A comparator circuit 140 is also used for recording combinations on the disk. The state of the knobs on the console is compared, by means of connection 142, with the combination recorded, which is immediately read and transferred to memory 133. If the combination recorded does not agree with the state of the console, an error signal is transmitted, via a connection 141, to the display device 104.
FIG. 4 shows an embodiment of the circuit 130 which is designed to compare the address asked for by the player with the address read from the disk and to supply the combination recorded at this address.
This comparator, as described above, is connected to the interface circuit 120 of the memory 121.
It contains a first majority-logic circuit 160 which serves to compare three successive recordings of the address on the disk and which emits the address of the corresponding signal combustion only if at least two recordings are identical. The address read is then compared bit by bit with the address selected, which comes from register 110, in a comparator 161.
The circuits for reading the combination also comprise majority-logic circuits identical with those for the address; they are shown in detail so that their operation may be more clearly understood. The combination is also recorded on the disk three times and the three recordings are compared two by two.
Graph (a) of FIG. 6 shows an index marker which is a synchronizing pulse defining a sector or storage area of a track on the disk that contains a recording of a combination.

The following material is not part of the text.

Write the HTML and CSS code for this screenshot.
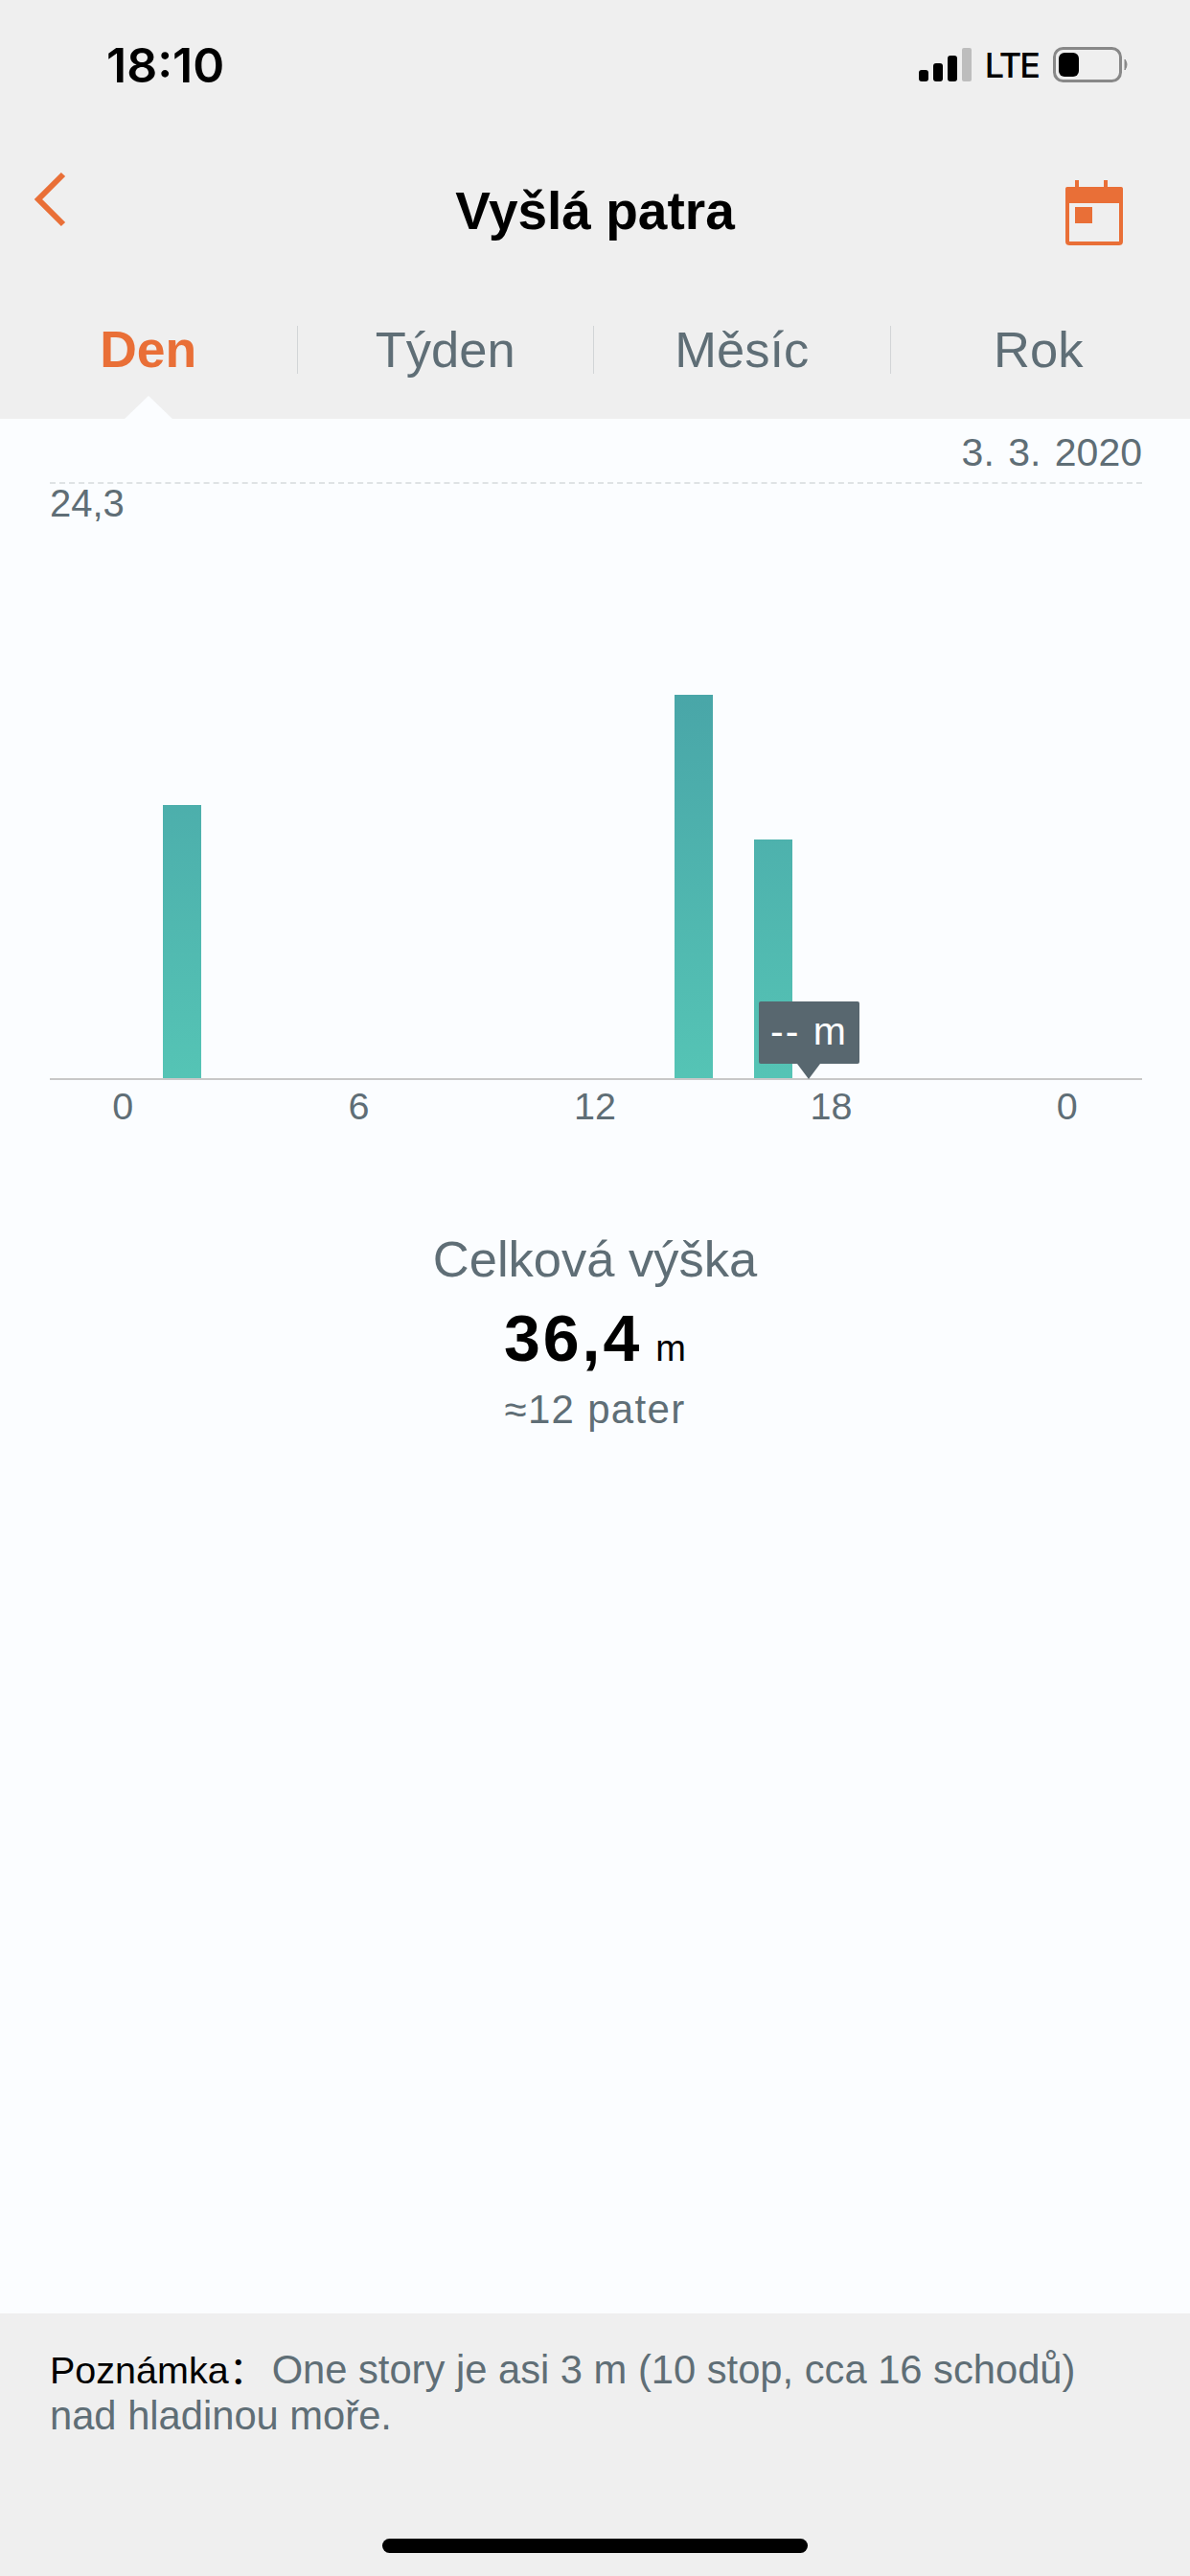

Graph (b) of FIG. 6 shows the recording in this sector. The grouping SH, which is synchronous with the sector index marker, contains 128 clock bits required to synchronize the disk rotator. Space I then contains eight bits to indicate the arrival of data. Then there are three 12-bit address entries Ad1, Ad2 and Ad3, which may be separated by gaps, and finally there are three entries D1, D2 and D3 of the corresponding signal combination, each of 256 bits.
The index or sector mark SH accompanied by the synchronizing pulse of FIG. 6, which is characterized by 128 clock bits read from the disk, enables the start of a read sequence to be identified. The eight-bit signal I by which it is followed indicates the imminent arrival of an address/combination grouping.
The address-identification code and the selected signal combination are each recorded three times for reasons of safety in writing and readout. Though more of the memory is thus taken up by data and there is a redundancy in the formation written and read, these disadvantages are insignificant since the total length of an address/combination grouping which is recorded three times, with a gap between successive sets of data, is only about four milliseconds, which means that thirty-two sectors can easily be recorded per track. A disk containing seventy-seven tracks thus allows up to 2464 combinations to be stored, which is perfectly adequate even for an extremely sophisticated instrument. Even a disk containing only sixty-four tracks can store up to 2048 combinations, which is still entirely acceptable.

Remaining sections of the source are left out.